Again following Grossman and Hart, the owners of a firm are those who have residual control rights over the non-human assets of the firm. Such a view seems in line with the legal approach. As Oliver Wendell Holmes Jr. put it,
But what are the rights of ownership? They are substantially the same as those incident to possession. Within the limits prescribed by policy, the owner is allowed to exercise his natural powers over the subject-matter uninterfered with, and is more or less protected in excluding other people from such interference. The owner is allowed to exclude all, and is accountable to no one. (The Common Law, p193, (1963 edn.))
Shareholders would have ultimately the residual controls of the firm. Normally, for good efficiency reasons, shareholders also have the residual income rights over the firm. But if income and control right are separate, then the "owner" of the firm is whoever has the control rights. Wolf goes on to write that those people with the biggest investment in the firm and thus those with the greatest exposure to firm-specific risks are not shareholders, but core workers. And one would say such "core workers" (however one defines that term) are paid, at least in part, directly to carry such "risk."

Wolf goes on to say
Sixth, if companies can be freely bought and sold, relational contracts, which depend on continuing interaction among specific people inside the business, are hardly worth the paper they are (not) written on.
But why? If relational contacts are truly important to the working of the firm, why would a profit maximising owner not want to honour such contacts? Not to do so would seem to endanger the aim of profit maximisation.

In point 8 Wolf claims
The failure of Japanese capitalism to achieve the highest level of productivity and sustained dynamism may have far more to with repression of domestic competition in many markets for goods and, above all, services, rather than with the absence of an active market for corporate control.
But are these things related? Is the lack of an active competition for corporate control just an example of a more general lack of competition in many markets.

Wolf's point 9 is that
Because these companies cannot be forced to maximize shareholder value, they can indeed undertake a range of costly “charitable” activities, provided they do not threaten the company’s ability to survive.
In other words, Wolf want the management of the company to be able to steal the profits of shareholders and use them for whatever “charitable” activities they just happen to want to support, for whatever reasons. If Mr Wolf was to invest in a company I was manager of I would use his money to support the New Zealand Society for the Making Fun of Pommy Journalists, a well known and respected “charitable” activity in these parts. But I'm sure Mr Wolf wouldn't mind. But I do have to ask, Would it not be better for the firm to maximise the income of its shareholders and then let them decide which “charitable” activities to support? What makes a firm's managers so much better at deciding which “charitable” activities to support than the shareholders of the firm?

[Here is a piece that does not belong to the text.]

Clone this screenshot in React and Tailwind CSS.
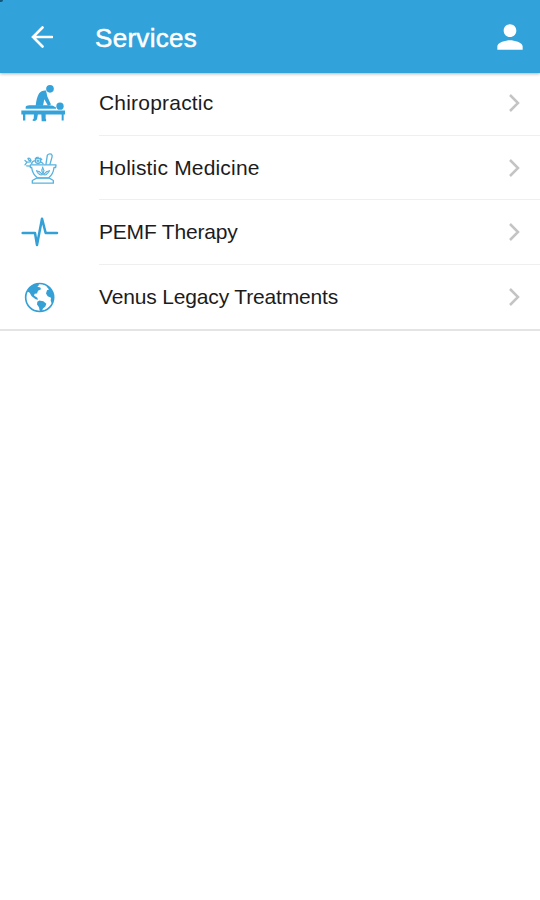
import { MdPerson } from 'react-icons/md'

const MassageIcon = () => (
  <svg viewBox="0 -1.5 210 168" className="w-[70px] h-[56px]" fill="#35a3d9">
    <circle cx="120" cy="37" r="11.500" />
    <path d="M108 42 Q94 41 87 51 Q79 65 77 88 L99 88 L103 68 L114 88 L123 84 L112 60 Z" />
    <path d="M47 97 V91 Q48 86 58 86 H118 Q130 86 138 93 V97 Z" />
    <circle cx="150" cy="89" r="11" />
    <path d="M34 102 H165 V114 H34 Z" />
    <path d="M39 112 H46 V132 H39 Z M155 112 H161 V132 H155 Z" />
    <path d="M72 112 H84 L81 128 Q79 135 68 133 Q67 129 71 127 Z M94 112 H107 V127 Q110 130 108 134 H95 Z" />
  </svg>
)

const MortarIcon = () => (
  <svg
    viewBox="0 -1.5 210 168"
    className="w-[70px] h-[56px]"
    fill="none"
    stroke="#58b3de"
    strokeWidth="4"
    strokeLinejoin="round"
    strokeLinecap="round"
  >
    <path d="M61 73 H138 L137 81 H132 Q130 101 116 112 H82 Q67 100 65 81 H61 Z" />
    <path d="M80 113 H118 L130 120 V128 H67 V120 Z" />
    <path d="M108 71 L112 44 Q117 38 124 41 Q128 44 126 50 L120 71" />
    <path d="M45 60 L51 65 L45 73 M51 65 L62 64 M54 54 Q60 51 63 60 Q57 63 54 54 M65 70 Q66 61 74 61 M50 76 L60 77" />
    <circle cx="84" cy="61" r="8" />
    <path d="M76 55 L80 51 M84 50 V53 M91 53 L95 57 M94 65 L99 69 M84 58 V64 M81 61 H87" />
    <path
      d="M98 80 Q106 90 99 101 Q91 90 98 80 Z M80 91 Q91 90 98 103 Q84 106 80 91 Z M118 91 Q107 90 100 103 Q113 106 118 91 Z"
      fill="#a9d9ef"
      strokeWidth="3"
    />
  </svg>
)

const PulseIcon = () => (
  <svg
    viewBox="0 -3 210 168"
    className="w-[70px] h-[56px]"
    fill="none"
    stroke="#35a0d6"
    strokeWidth="7.500"
    strokeLinejoin="round"
    strokeLinecap="round"
  >
    <path d="M38 84 H75 L81 120 L96 41 L107 84 H141" />
  </svg>
)

const GlobeIcon = () => (
  <svg viewBox="0 1.5 210 168" className="w-[70px] h-[56px]" fill="#35a0d6">
    <circle cx="89" cy="87" r="42" fill="none" stroke="#35a0d6" strokeWidth="5" />
    <path d="M51 68 Q60 49 82 44 L88 49 L82 55 L91 57 L93 62 L84 67 L81 75 L74 76 L72 81 L82 88 L84 94 L77 92 L65 83 L59 73 Z" />
    <path d="M82 100 L88 96 L100 98 L109 106 L106 114 L99 120 L95 129 L89 127 L87 116 L81 108 Z" />
    <path d="M107 49 L119 56 Q130 67 131 87 Q130 101 125 105 L122 96 L123 88 L113 83 L108 75 L111 65 L117 63 L112 57 Z" />
  </svg>
)

const services = [
  { name: 'Chiropractic', Icon: MassageIcon, row: 'h-[63px]', label: 'tracking-[0.2px]' },
  { name: 'Holistic Medicine', Icon: MortarIcon, row: 'h-[64px]', label: 'tracking-[0.18px]' },
  { name: 'PEMF Therapy', Icon: PulseIcon, row: 'h-[65px]', label: 'tracking-[-0.2px]' },
  { name: 'Venus Legacy Treatments', Icon: GlobeIcon, row: 'h-[64px]', label: 'tracking-[-0.16px]' },
]

const Header = () => (
  <header className="relative z-10 h-[73px] bg-[#31a2da] flex items-center text-white shadow-[0_1px_3px_rgba(0,0,0,0.3)]">
    {/* dark edge in the screen corner */}
    <span className="absolute left-0 top-0 w-[3px] h-[2px] rounded-br-full bg-[#12577c]" />
    <svg viewBox="0 0 22 22" className="ml-[31px] mt-px size-[22px]" fill="none">
      <path
        d="M11.500 1.500 L2 11 L11.500 20.500 M2 11 H21"
        stroke="currentColor"
        strokeWidth="2.600"
        strokeLinecap="round"
      />
    </svg>
    <h1 className="ml-[42px] mt-[3px] text-[26px] leading-8 tracking-[0.3px] [-webkit-text-stroke:0.5px_white]">
      Services
    </h1>
    <MdPerson className="ml-auto mr-[11px] size-[38px]" />
  </header>
)

const Chevron = () => (
  <svg viewBox="0 0 12 20" className="w-3 h-5 ml-auto mr-[20px]" fill="none">
    <path d="M2 2 L10 10 L2 18" stroke="#c4c4c4" strokeWidth="2.500" />
  </svg>
)

const App = () => {
  return (
    <div className="w-full h-screen bg-white overflow-hidden font-['Liberation_Sans',Arial,sans-serif]">
      <Header />
      <ul className="border-b-2 border-[#e4e4e4]">
        {services.map(({ name, Icon, row, label }, i) => (
          <li key={name} className={`flex pl-[10px] ${row}`}>
            <div className="w-[89px] shrink-0 flex items-center pb-px">
              <Icon />
            </div>
            <div
              className={`grow flex items-center ${
                i < services.length - 1 ? 'border-b border-[#efefef]' : ''
              } ${i === 0 ? 'pb-[2px]' : ''}`}
            >
              <span className={`text-[21px] leading-7 text-[#1c1c1c] ${label}`}>{name}</span>
              <Chevron />
            </div>
          </li>
        ))}
      </ul>
    </div>
  )
}

export default App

Wolf ends his article by pointing out
... the more “Anglo-American” capitalism becomes and so the more shareholder driven, [...] the less concerned with wider social results it is likely to be.
And I say that is just as it should be. A firms job is not to be "concerned with wider social results". If Mr Wolf wishes to do social work, which seems likely given that he has given up any pretence of doing economics, let him do it with his money and not by stealing the money of others.

Let me end by making the point that one of the strengths of Anglo-American capitalism is the many forms of governance that it has developed to deal with different situations. We have profit maximising firms, not for profit firms, producer cooperative, consumer cooperatives, worker-owned firms and so on. These firms have developed organically and have evolved through time in response to the changing economic and social environment. Such governance structures may be better suited to dealing the issues Wolf seems to want to address.
  • Grossman, S. and 0 . Hart, 1986, The costs and benefits of ownership: A theory of vertical and lateral integration, Journal of Political Economy 94, 691-719.
  • Moore, John, 1992, The firm as a collection of assets, European Economic Review 36 493-507.